Se resignó a la derrota, se recluyó de una forma sorprendente en el último oscuro rincón de su pesadumbre y desde el ostracismo comenzó a comprobar cómo las lealtades se le caen a ritmo vertiginoso, los adulones se declaran en retiro efectivo y los enemigos salen de sus cuevas para solazarse tirando patadas al león ya sin garras y sin dentadura.
Genios caídos desde la cumbre de su propia soberbia, los ingenieros en imagen luchan por sostener en pie la estructura de su propia gestión, ni tiempo les queda para defender a su líder.
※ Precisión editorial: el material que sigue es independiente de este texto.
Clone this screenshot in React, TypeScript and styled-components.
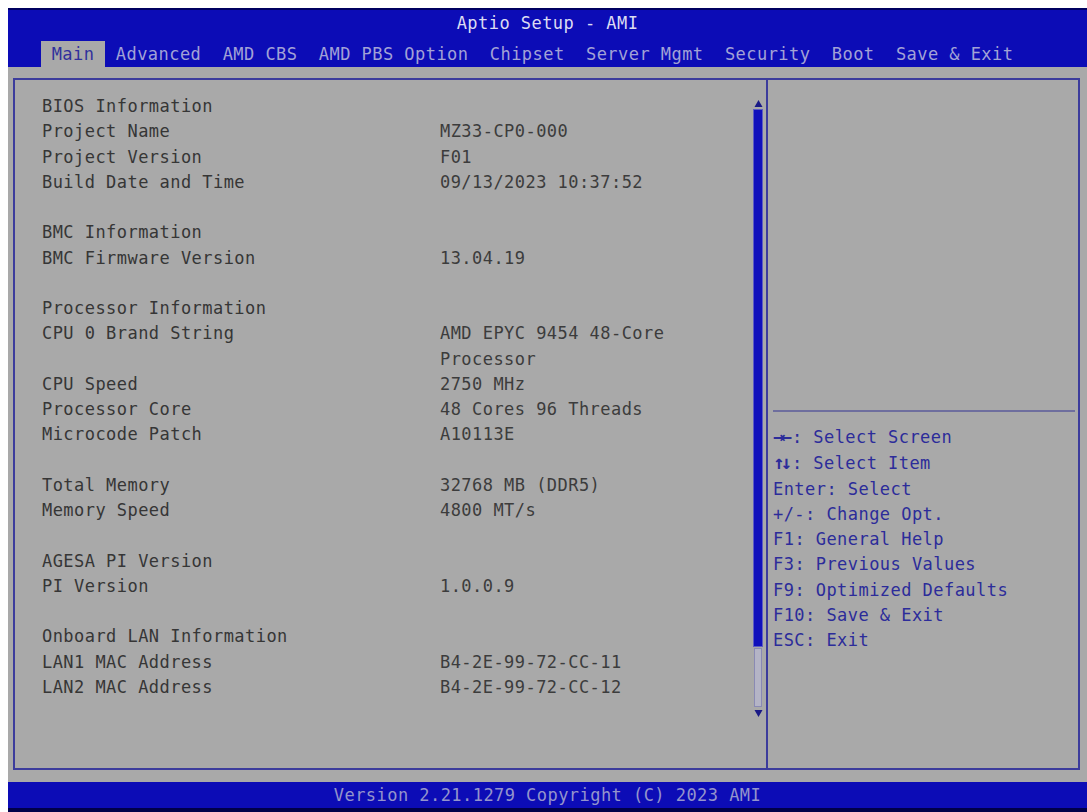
import { FC } from "react";
import styled, { createGlobalStyle } from "styled-components";

const GlobalStyle = createGlobalStyle`
  html, body {
    margin: 0;
    padding: 0;
    background: #ffffff;
    overflow: hidden;
  }
  body {
    font-family: "DejaVu Sans Mono", "Liberation Mono", monospace;
  }
`;

type Row = { label?: string; value?: string[] };

const rows: Row[] = [
  { label: "BIOS Information" },
  { label: "Project Name", value: ["MZ33-CP0-000"] },
  { label: "Project Version", value: ["F01"] },
  { label: "Build Date and Time", value: ["09/13/2023 10:37:52"] },
  {},
  { label: "BMC Information" },
  { label: "BMC Firmware Version", value: ["13.04.19"] },
  {},
  { label: "Processor Information" },
  { label: "CPU 0 Brand String", value: ["AMD EPYC 9454 48-Core", "Processor"] },
  { label: "CPU Speed", value: ["2750 MHz"] },
  { label: "Processor Core", value: ["48 Cores 96 Threads"] },
  { label: "Microcode Patch", value: ["A10113E"] },
  {},
  { label: "Total Memory", value: ["32768 MB (DDR5)"] },
  { label: "Memory Speed", value: ["4800 MT/s"] },
  {},
  { label: "AGESA PI Version" },
  { label: "PI Version", value: ["1.0.0.9"] },
  {},
  { label: "Onboard LAN Information" },
  { label: "LAN1 MAC Address", value: ["B4-2E-99-72-CC-11"] },
  { label: "LAN2 MAC Address", value: ["B4-2E-99-72-CC-12"] },
];

const tabs = [
  "Main",
  "Advanced",
  "AMD CBS",
  "AMD PBS Option",
  "Chipset",
  "Server Mgmt",
  "Security",
  "Boot",
  "Save & Exit",
];

const help: { key: string; text: string; glyph?: boolean }[] = [
  { key: "→←", text: ": Select Screen", glyph: true },
  { key: "↑↓", text: ": Select Item", glyph: true },
  { key: "Enter", text: ": Select" },
  { key: "+/-", text: ": Change Opt." },
  { key: "F1", text: ": General Help" },
  { key: "F3", text: ": Previous Values" },
  { key: "F9", text: ": Optimized Defaults" },
  { key: "F10", text: ": Save & Exit" },
  { key: "ESC", text: ": Exit" },
];

const Screen = styled.div`
  margin: 8px 0 0 8px;
  height: 804px;
  display: flex;
  flex-direction: column;
  background: #a9a9a9;
  font-size: 17px;
  letter-spacing: 0.45px;
`;

const Header = styled.header`
  background: #0c0cb6;
  border-top: 2px solid #000060;
  height: 59px;
  box-sizing: border-box;
  display: flex;
  flex-direction: column;
`;

const Title = styled.div`
  text-align: center;
  line-height: 26px;
  color: #dcdcf2;
`;

const TabBar = styled.nav`
  display: flex;
  margin-top: 5px;
  padding-left: 33px;
`;

const Tab = styled.span<{ $active?: boolean }>`
  padding: 0 10.7px;
  line-height: 26px;
  white-space: pre;
  color: ${(p) => (p.$active ? "#30309c" : "#a2a2d6")};
  background: ${(p) => (p.$active ? "#a9a9a9" : "transparent")};
`;

const Body = styled.main`
  flex: 1;
  padding: 11px 7px 12px 5px;
  display: flex;
`;

const Frame = styled.section`
  flex: 1;
  border: 2px solid #3c3c9c;
  display: grid;
  grid-template-columns: 751px 1fr;
`;

const InfoPane = styled.div`
  display: flex;
`;

const InfoList = styled.div`
  flex: 1;
  padding: 14px 0 0 27px;
`;

const InfoRow = styled.div`
  display: grid;
  grid-template-columns: 398px 1fr;
  line-height: 25.25px;
  min-height: 25.25px;
  color: #363636;
  white-space: pre;
`;

const Value = styled.div`
  color: #3c3c3c;
`;

const ScrollBar = styled.div`
  align-self: flex-start;
  margin: 18px 3px 0 0;
  width: 10px;
  display: flex;
  flex-direction: column;
  align-items: center;
`;

const Arrow = styled.svg`
  width: 9px;
  height: 12px;
  display: block;
  fill: #1a1a86;
`;

const Thumb = styled.div<{ $h: number }>`
  width: 8px;
  height: ${(p) => p.$h}px;
  background: #1010bc;
  box-shadow: 0 0 0 1px #5c5cc4;
`;

const Track = styled.div<{ $h: number }>`
  width: 6px;
  height: ${(p) => p.$h}px;
  background: #b4b4c6;
  border: 1px solid #8a8ab4;
  margin-top: 2px;
`;

const HelpPane = styled.aside`
  border-left: 2px solid #3c3c9c;
  display: flex;
  flex-direction: column;
`;

const Description = styled.div`
  height: 330px;
`;

const HelpDivider = styled.hr`
  margin: 0 3px 0 5px;
  border: none;
  border-top: 2px solid #6e6e9e;
`;

const HelpList = styled.ul`
  list-style: none;
  margin: 0;
  padding: 12px 0 0 5px;
`;

const HelpItem = styled.li`
  line-height: 25.25px;
  color: #2c2c9a;
  white-space: pre;
`;

const Glyph = styled.span`
  font-weight: bold;
  font-size: 19px;
  letter-spacing: -4px;
  margin-right: 4px;
`;

const Footer = styled.footer`
  height: 30px;
  box-sizing: border-box;
  background: #0c0cb6;
  border-bottom: 4px solid #00004a;
  text-align: center;
  line-height: 27px;
  color: #9494cc;
`;

const InfoLine: FC<{ row: Row }> = ({ row }) => (
  <InfoRow>
    <span>{row.label ?? ""}</span>
    <Value>
      {(row.value ?? []).map((v, i) => (
        <div key={i}>{v}</div>
      ))}
    </Value>
  </InfoRow>
);

export default function App() {
  return (
    <>
      <GlobalStyle />
      <Screen>
        <Header>
          <Title>Aptio Setup - AMI</Title>
          <TabBar>
            {tabs.map((t, i) => (
              <Tab key={t} $active={i === 0}>
                {t}
              </Tab>
            ))}
          </TabBar>
        </Header>
        <Body>
          <Frame>
            <InfoPane>
              <InfoList>
                {rows.map((r, i) => (
                  <InfoLine row={r} key={i} />
                ))}
              </InfoList>
              <ScrollBar>
                <Arrow viewBox="0 0 9 12">
                  <polygon points="4.5,2 8.5,9 0.5,9" />
                </Arrow>
                <Thumb $h={536} />
                <Track $h={57} />
                <Arrow viewBox="0 0 9 12">
                  <polygon points="0.5,3 8.5,3 4.5,10" />
                </Arrow>
              </ScrollBar>
            </InfoPane>
            <HelpPane>
              <Description />
              <HelpDivider />
              <HelpList>
                {help.map((h) => (
                  <HelpItem key={h.key}>
                    {h.glyph ? <Glyph>{h.key}</Glyph> : h.key}
                    {h.text}
                  </HelpItem>
                ))}
              </HelpList>
            </HelpPane>
          </Frame>
        </Body>
        <Footer>Version 2.21.1279 Copyright (C) 2023 AMI</Footer>
      </Screen>
    </>
  );
}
No hay tiempo para ocuparse de explicar la derrota, el hoy es suficientemente complicado porque juntos vemos hacerse añicos a fuerza de votos el espejo donde dibujamos una imagen tan mentirosa como efímera.
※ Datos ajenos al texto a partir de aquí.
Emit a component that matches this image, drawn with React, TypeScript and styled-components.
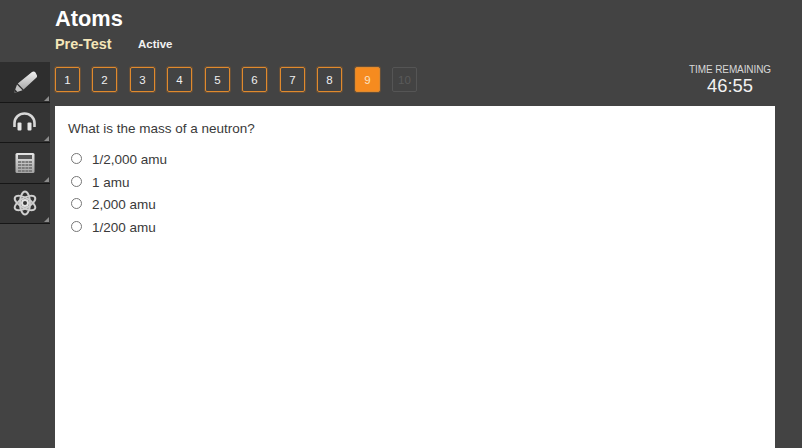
import React from 'react';
import styled, { createGlobalStyle } from 'styled-components';

const GlobalStyle = createGlobalStyle`
  html, body {
    margin: 0;
    height: 100%;
    background: #434343;
    font-family: "Liberation Sans", Arial, sans-serif;
    overflow: hidden;
  }
`;

const Page = styled.div`
  width: 802px;
  height: 448px;
  overflow: hidden;
  display: flex;
  background: #434343;
`;

const Sidebar = styled.nav`
  width: 50px;
  padding-top: 62px;
  margin-right: 5px;
  flex: none;
`;

const ToolButton = styled.div<{ $active?: boolean }>`
  position: relative;
  width: 50px;
  height: 40.5px;
  box-sizing: border-box;
  display: flex;
  align-items: center;
  justify-content: center;
  background: ${(p) => (p.$active ? '#2e2e2e' : '#343434')};
  border-bottom: 1px solid #161616;
  &::after {
    content: '';
    position: absolute;
    right: 1px;
    bottom: 1px;
    border-style: solid;
    border-width: 0 0 5px 5px;
    border-color: transparent transparent #8c8c8c transparent;
  }
`;

const Main = styled.main`
  width: 720px;
  flex: none;
  display: flex;
  flex-direction: column;
`;

const Header = styled.header`
  height: 62px;
  padding-top: 6px;
  box-sizing: border-box;
`;

const Title = styled.h1`
  margin: 0;
  font-size: 21.8px;
  line-height: 25px;
  font-weight: 700;
  color: #fff;
`;

const SubRow = styled.div`
  display: flex;
  align-items: center;
  margin-top: 5px;
`;

const Subtitle = styled.span`
  font-size: 14.4px;
  font-weight: 700;
  color: #f5e6b8;
  width: 83px;
`;

const Status = styled.span`
  font-size: 11.5px;
  font-weight: 700;
  color: #f2f2f2;
`;

const NavRow = styled.div`
  height: 44px;
  display: flex;
  align-items: flex-start;
  justify-content: space-between;
  padding-top: 5px;
  box-sizing: border-box;
`;

const Pager = styled.div`
  display: flex;
  gap: 12px;
`;

type PageState = 'default' | 'current' | 'disabled';

const PageButton = styled.div<{ $state: PageState }>`
  width: 25px;
  height: 25px;
  box-sizing: border-box;
  display: flex;
  align-items: center;
  justify-content: center;
  border-radius: 2px;
  font-size: 11.5px;
  border: 1px solid ${(p) => (p.$state === 'disabled' ? '#555' : '#e08a2e')};
  box-shadow: ${(p) => (p.$state === 'disabled' ? 'none' : '0 0 0 1px rgba(190, 110, 30, 0.3)')};
  background: ${(p) => (p.$state === 'current' ? '#f68b1f' : 'transparent')};
  color: ${(p) => (p.$state === 'disabled' ? '#5a5a5a' : p.$state === 'current' ? '#fbe3c4' : '#f0f0f0')};
  &:nth-child(2n + 3) {
    margin-left: 1px;
  }
`;

const Timer = styled.div`
  width: 84px;
  margin-right: 3px;
  margin-top: -3px;
  text-align: center;
  color: #d8d8d8;
`;

const TimerLabel = styled.div`
  font-size: 10px;
  letter-spacing: -0.1px;
  line-height: 12px;
  white-space: nowrap;
`;

const TimerValue = styled.div`
  font-size: 18.4px;
  line-height: 20px;
  color: #f2f2f2;
`;

const Content = styled.section`
  flex: 1;
  background: #fff;
  padding: 15px 13px;
  color: #3a3a3a;
`;

const Question = styled.p`
  margin: 0 0 12.3px;
  font-size: 13.5px;
  line-height: 15px;
`;

const Options = styled.div`
  display: flex;
  flex-direction: column;
`;

const Option = styled.label`
  height: 22.6px;
  display: flex;
  align-items: center;
  font-size: 13.5px;
`;

const Radio = styled.span`
  width: 11px;
  height: 11px;
  box-sizing: border-box;
  border: 1px solid #767676;
  border-radius: 50%;
  margin: -2px 10px 0 3px;
  background: #fff;
`;

const pages = [1, 2, 3, 4, 5, 6, 7, 8, 9, 10];
const answers = ['1/2,000 amu', '1 amu', '2,000 amu', '1/200 amu'];

const Pencil = () => (
  <svg width="26" height="26" viewBox="0 0 26 26">
    <defs>
      <linearGradient id="toolGrad" x1="0" y1="0" x2="0" y2="1">
        <stop offset="0" stopColor="#f0f0f0" />
        <stop offset="1" stopColor="#a8a8a8" />
      </linearGradient>
    </defs>
    <path d="M20 3 Q22 1.8 23.5 3.5 L25 6.5 Q25.5 8 24 9 L11.5 20.5 L5.8 14.5 Z" fill="url(#toolGrad)" />
    <path d="M5 15.5 L10.5 21.3 L2 24 Z" fill="#c4c4c4" />
    <path d="M2 24 L3.2 20.5 L5.4 22.8 Z" fill="#333" />
  </svg>
);

const Headphones = () => (
  <svg width="26" height="24" viewBox="0 0 26 24">
    <path d="M2.5 17 V13 a10 9.5 0 0 1 20 0 V17" fill="none" stroke="#d8d8d8" strokeWidth="2.6" />
    <rect x="5.5" y="12.5" width="4" height="8" rx="1" fill="#e6e6e6" />
    <rect x="15.5" y="12.5" width="4" height="8" rx="1" fill="#e6e6e6" />
  </svg>
);

const Calculator = () => (
  <svg width="22" height="24" viewBox="0 0 22 24">
    <defs>
      <linearGradient id="calcGrad" x1="0" y1="0" x2="0" y2="1">
        <stop offset="0" stopColor="#e4e4e4" />
        <stop offset="1" stopColor="#a4a4a4" />
      </linearGradient>
    </defs>
    <rect x="1.5" y="2" width="19" height="20" rx="1.5" fill="url(#calcGrad)" />
    <rect x="4" y="4" width="14" height="4" fill="#555" />
    {[10, 13, 16, 19].map((y) =>
      [4, 7.7, 11.4, 15].map((x) => (
        <rect key={`${x}-${y}`} x={x} y={y} width="3" height="2" fill="#7c7c7c" />
      ))
    )}
  </svg>
);

const Atom = () => (
  <svg width="26" height="26" viewBox="0 0 26 26" fill="none" stroke="#cfcfcf" strokeWidth="2">
    <ellipse cx="13" cy="13" rx="11.5" ry="5" transform="rotate(90 13 13)" />
    <ellipse cx="13" cy="13" rx="11.5" ry="5" transform="rotate(30 13 13)" />
    <ellipse cx="13" cy="13" rx="11.5" ry="5" transform="rotate(150 13 13)" />
    <circle cx="13" cy="13" r="3" fill="#343434" stroke="#e4e4e4" strokeWidth="2" />
  </svg>
);

export default function App(): React.ReactElement {
  return (
    <Page>
      <GlobalStyle />
      <Sidebar>
        <ToolButton $active><Pencil /></ToolButton>
        <ToolButton><Headphones /></ToolButton>
        <ToolButton><Calculator /></ToolButton>
        <ToolButton><Atom /></ToolButton>
      </Sidebar>
      <Main>
        <Header>
          <Title>Atoms</Title>
          <SubRow>
            <Subtitle>Pre-Test</Subtitle>
            <Status>Active</Status>
          </SubRow>
        </Header>
        <NavRow>
          <Pager>
            {pages.map((n) => (
              <PageButton key={n} $state={n === 9 ? 'current' : n === 10 ? 'disabled' : 'default'}>
                {n}
              </PageButton>
            ))}
          </Pager>
          <Timer>
            <TimerLabel>TIME REMAINING</TimerLabel>
            <TimerValue>46:55</TimerValue>
          </Timer>
        </NavRow>
        <Content>
          <Question>What is the mass of a neutron?</Question>
          <Options>
            {answers.map((a) => (
              <Option key={a}>
                <Radio />
                {a}
              </Option>
            ))}
          </Options>
        </Content>
      </Main>
    </Page>
  );
}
De pronto la prensa que sólo reflejaba la fantasía de una calle central a la que imaginaban pavimentada con porcelanato hoy descubren pozos, baches y calles intransitables con ocho años de antigüedad y se explayan con fotos en alta resolución acerca de yerros de gestión que jamás vieron cuando la pauta (que se terminó con la campaña) les tapaba los ojos como lujosa capucha hecha de billetes.
Mientras las hormiguitas de la política guardaron para una post-elección que sería de crudo invierno y panzas vacías, las cigarras que hicieron del dispendio la mejor forma de blindar su imagen hoy lloran no tanto por su suerte sino por quedar al descubierto, descorrido el telón de la mentira con que se cubrieron estos ocho años, a fuerza de soberbia, cinismo y dineros administrados en forma de manchancha.
También la política da lecciones a veces; mucho más en la derrota, dicen algunos. Si alguna lección cabe aprender es que en política la mentira y la soberbia ayudan muchas veces a sobrevivir, pero pocas a ganar elecciones. Hay espacio para la egolatría y la megalomanía cuando se está en el poder, no cuando se lo busca y mucho menos si ello depende de una elección democrática.
Hoy, el ángel caído se descubre en la soledad no del poder sino de la derrota, el celular ya no suena cien veces por hora, ni dos; los “asesores” están vacíos de ideas, el espejo devuelve una imagen empañada de descrédito repentino, los amigos están en otra y los enemigos afloran como hongos bajo la lluvia.
El ausentismo reemplazó a la obsecuencia, los elogios eufóricos mutaron en reclamos, la marcha a favor se convirtió en piquete en contra, con similar pasión y convicción.
Ni los amigos eran tan amigos, ni el espejo era tan fiel, ni los genios de la estrategia eran lo que decían. Ni las críticas bienintencionadas eran amenazas provenientes de enemigos perversos, como los alcahuetes repetían a coro mientras estiraban la mano.
Pagar prensa es la peor forma de saber la realidad. Ganar elecciones es mucho más que tomar café en hoteles de lujo o torturar el celular con compulsión fingida o manejar la comunicación en sentido de ida, negándose a recibir el mensaje que llega y que los chupamedias se encargan de filtrar.
Son cosas que desde la juventud de una carrera política se deben ver y aprender para mejorar los resultados. Quizás no sea tan tarde para reiniciar el camino. Pero en ese caso, la peor forma de entender qué pasó es esperar que te lo expliquen los mismos que te engañaron durante ocho años, preocupados sólo por su suerte personal.
Los alcahuetes de hoy son los futuros traidores, dice un axioma de la política. Desde la prensa alcahueta hasta el último puntero que hoy te ofrece “cien votos” y en un rato más se los lleva a tu adversario.
Desde la penumbra de su decepción, el ángel caído ve pasar toda junta la enceguecedora realidad que sus alcahuetes le escondieron prolijamente, mientras pintaban con tinta evanescente un paraíso del cual los expulsó el duro dictamen de las urnas.